Toutefois, ce rééquilibrage entre offre et demande ne doit pas vous conduire à mettre en vente en urgence votre diesel, ni à le brader. « On ne peut pas dire que l’on ressent une précipitation pour mettre à la vente son véhicule diesel, il n’y a pas d’effet sur les mises en vente », conclut d’ailleurs Jérôme Ponsin. Pas de panique, donc : « En occasion, on a à peu près la même typologie d’acheteurs que pour le neuf. Ceux qui roulent beaucoup continuent de privilégier le diesel », rappelle de son côté Christophe Maurel (CNPA). « La France, ce n’est pas que Paris, Lyon ou Marseille ; c’est aussi des régions où il faut faire des kilomètres pour se déplacer. Le diesel reste avantageux dans bien des cas ». Rappelons au passage que l'acheteur d'un véhicule diesel d'occasion répondant aux normes Euro 5 ou 6 et rejetant moins de 130 g de CO2/km peut bénéficier d'une prime à la conversion allant jusqu'à 1 000 € si dans le même temps il envoie à la casse un véhicule diesel d'avant 2001 ou un véhicule essence d'avant 1997. Bref, il peut rester avantageux d'acheter (ou de vendre, donc) un diesel aujourd'hui. Si elle n’a d’autre choix que d’acter ce déclin du gazole, lequel représente aujourd’hui 60% du parc total de véhicules particuliers, l’association professionnelle Dieseliste de France rappelle d’ailleurs que « dans dix ans, 39 % du parc roulant sera constitué de diesel. »
Bilan: décote d'amour
Après les années "tout-gazole", un rééquilibrage des forces vers les motorisations essence était inévitable. Côté consommateurs, les alternatives crédibles sont aujourd'hui nombreuses entre l'essence et l'hybride voire l'électrique. Et, surtout, appelées à se multiplier dans les années à venir.D'où, on l'a dit plus haut, des difficultés croissantes pour écouler des véhicules diesels ne correspondant plus à l'air du temps, au premier rang desquels les citadines et compactes. En tout état de cause, mieux vaut aujourd'hui se tourner vers des motorisations essence quand on achète du neuf dans ces catégories de véhicules.

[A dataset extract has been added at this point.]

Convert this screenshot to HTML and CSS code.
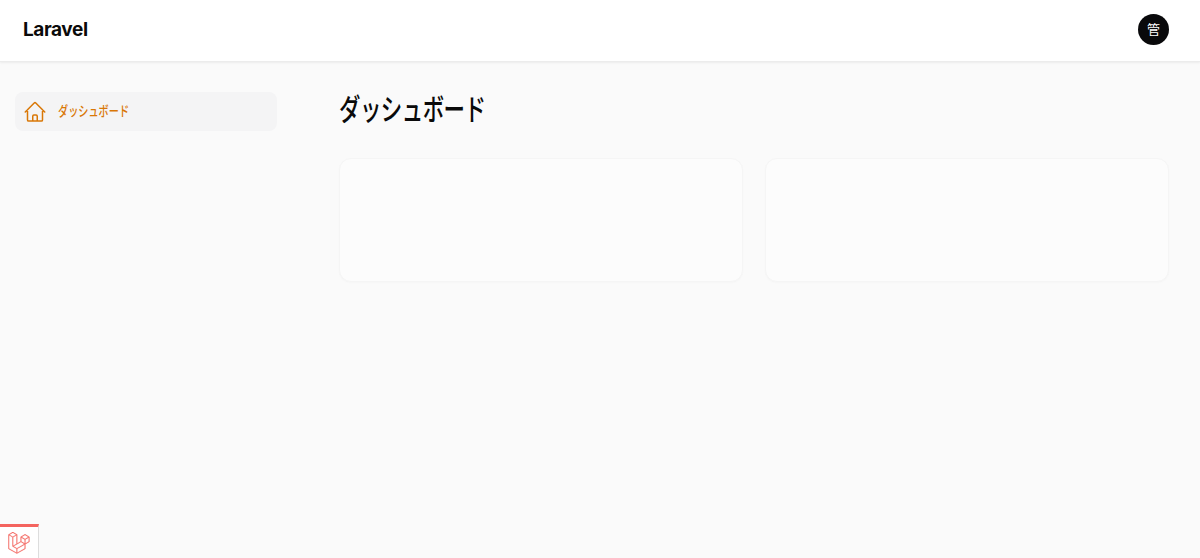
FILE: index.html
```html
<!DOCTYPE html>
<html lang="ja">

<head>
  <title>ダッシュボード - Laravel</title>
  <link rel="stylesheet" href="styles.css">
</head>

<body>
  <header class="topbar">
    <a class="brand">Laravel</a>
    <div class="avatar">管</div>
  </header>

  <div class="layout">
    <nav class="sidebar">
      <a class="nav-item">
        <svg class="nav-icon" viewBox="0 0 24 24" fill="none" stroke="currentColor" stroke-width="1.5" stroke-linecap="round" stroke-linejoin="round">
          <path d="M2.25 12l8.954-8.955c.44-.439 1.152-.439 1.591 0L21.75 12M4.5 9.75v10.125c0 .621.504 1.125 1.125 1.125H9.75v-4.875c0-.621.504-1.125 1.125-1.125h2.25c.621 0 1.125.504 1.125 1.125V21h4.125c.621 0 1.125-.504 1.125-1.125V9.75M8.25 21h8.25"/>
        </svg>
        <span class="nav-label">ダッシュボード</span>
      </a>
    </nav>

    <main class="content">
      <h1 class="page-title">ダッシュボード</h1>
      <div class="widgets">
        <section class="card"></section>
        <section class="card"></section>
      </div>
    </main>
  </div>

  <!-- debugbar -->
  <div class="debugbar">
    <svg class="debugbar-logo" viewBox="0 0 50 52" fill="currentColor" stroke="currentColor" stroke-width="0.6">
      <path d="M49.626 11.564a.809.809 0 0 1 .028.209v10.972a.8.8 0 0 1-.402.694l-9.209 5.302V39.25c0 .286-.152.55-.4.694L20.42 51.01c-.044.025-.092.041-.14.058-.018.006-.035.017-.054.022a.805.805 0 0 1-.41 0c-.022-.006-.042-.018-.063-.026-.044-.016-.09-.03-.132-.054L.402 39.944A.801.801 0 0 1 0 39.25V6.334c0-.072.01-.142.028-.21.006-.023.02-.044.028-.067.015-.042.029-.085.051-.124.015-.026.037-.047.055-.071.023-.032.044-.065.071-.093.023-.023.053-.04.079-.06.029-.024.055-.05.088-.069h.001l9.61-5.533a.802.802 0 0 1 .8 0l9.61 5.533h.002c.032.02.059.045.088.068.026.02.055.038.078.06.028.029.048.062.072.094.017.024.04.045.054.071.023.04.036.082.052.124.008.023.022.044.028.068a.809.809 0 0 1 .028.209v20.559l8.008-4.611v-10.51c0-.07.01-.141.028-.208.007-.024.02-.045.028-.068.016-.042.03-.085.052-.124.015-.026.037-.047.054-.071.024-.032.044-.065.072-.093.023-.023.052-.04.078-.06.03-.024.056-.05.088-.069h.001l9.611-5.533a.801.801 0 0 1 .8 0l9.61 5.533c.034.02.06.045.09.068.025.02.054.038.077.06.028.029.048.062.072.094.018.024.04.045.054.071.023.039.036.082.052.124.009.023.022.044.028.068zm-1.574 10.718v-9.124l-3.363 1.936-4.646 2.675v9.124l8.01-4.611zm-9.61 16.505v-9.13l-4.57 2.61-13.05 7.448v9.216l17.62-10.144zM1.602 7.719v31.068L19.22 48.93v-9.214l-9.204-5.209-.003-.002-.004-.002c-.031-.018-.057-.044-.086-.066-.025-.02-.054-.036-.076-.058l-.002-.003c-.026-.025-.044-.056-.066-.084-.02-.027-.044-.05-.06-.078l-.001-.003c-.018-.03-.029-.066-.042-.1-.013-.03-.03-.058-.038-.09v-.001c-.01-.038-.012-.078-.016-.117-.004-.03-.012-.06-.012-.09v-.002-21.481L4.965 9.654 1.602 7.72zm8.81-5.994L2.405 6.334l8.005 4.609 8.006-4.61-8.006-4.608zm4.164 28.764l4.645-2.674V7.719l-3.363 1.936-4.646 2.675v20.096l3.364-1.937zM39.243 7.164l-8.006 4.609 8.006 4.609 8.005-4.61-8.005-4.608zm-.801 10.605l-4.646-2.675-3.363-1.936v9.124l4.645 2.674 3.364 1.937v-9.124zM20.02 38.33l11.743-6.704 5.87-3.35-8-4.606-9.211 5.303-8.395 4.833 7.993 4.524z"/>
    </svg>
  </div>
</body>

</html>
```

FILE: styles.css
```css
/* Panel layout */
* {
  box-sizing: border-box;
}

body {
  margin: 0;
  min-height: 558px;
  background-color: #fafafa;
  color: #0a0a0a;
  font-family: Inter, "Noto Sans CJK JP", sans-serif;
  overflow: hidden;
}

.topbar {
  display: flex;
  align-items: center;
  justify-content: space-between;
  height: 62px;
  padding: 0 31px 2px 23px;
  background-color: #fff;
  box-shadow: 0 1px 2px rgba(0, 0, 0, 0.06);
  border-bottom: 1px solid #ececec;
}

.brand {
  font-size: 19px;
  font-weight: 700;
  letter-spacing: -0.4px;
  line-height: 28px;
}

.avatar {
  display: flex;
  align-items: center;
  justify-content: center;
  width: 31px;
  height: 31px;
  padding-bottom: 2px;
  border-radius: 50%;
  background-color: #09090b;
  color: #fff;
  font-size: 13px;
}

.layout {
  display: flex;
}

.sidebar {
  width: 292px;
  padding: 30px 15px 0;
}

.nav-item {
  display: flex;
  align-items: center;
  gap: 11px;
  height: 39px;
  padding: 0 8px;
  border-radius: 8px;
  background-color: #f4f4f5;
  color: #d97706;
  font-size: 14px;
  font-weight: 500;
}

.nav-icon {
  width: 24px;
  height: 24px;
  flex-shrink: 0;
}

/* the kana in the reference are narrower than Noto's full width ones */
.nav-label {
  display: inline-block;
  padding-bottom: 3px;
  transform: scaleX(0.725);
  transform-origin: left center;
}

.content {
  flex: 1;
  padding: 29px 31px 0 47px;
}

.page-title {
  margin: 0 0 31px;
  font-size: 30px;
  font-weight: 500;
  letter-spacing: -0.75px;
  line-height: 36px;
  transform: scaleX(0.715);
  transform-origin: left center;
}

.widgets {
  display: grid;
  grid-template-columns: 1fr 1fr;
  gap: 22px;
}

.card {
  height: 124px;
  border: 1px solid #f5f5f5;
  border-radius: 12px;
  background-color: #fcfcfc;
  box-shadow: 0 1px 2px rgba(0, 0, 0, 0.02);
}

/* Debugbar tab in the corner */
.debugbar {
  position: fixed;
  left: 0;
  bottom: 0;
  display: flex;
  align-items: center;
  justify-content: center;
  width: 39px;
  height: 34px;
  border-top: 3px solid #f4645f;
  border-right: 1px solid #ddd;
  background-color: #fff;
  color: #f4645f;
}

.debugbar-logo {
  width: 22px;
  height: 22px;
}
```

En occasion, le choix est plus ouvert et devra être dicté par votre kilométrage annuel...en gardant à l'esprit que la taxation du gazole est appelée à s'alourdir dans les mois et années à venir.
On peut donc continuer à choisir du diesel pour les modèles à vocation routière et familiale, à plus forte raison quand on roule 20 000 km ou plus par an. Remarque valable pour les véhicules neufs ou d'occasion.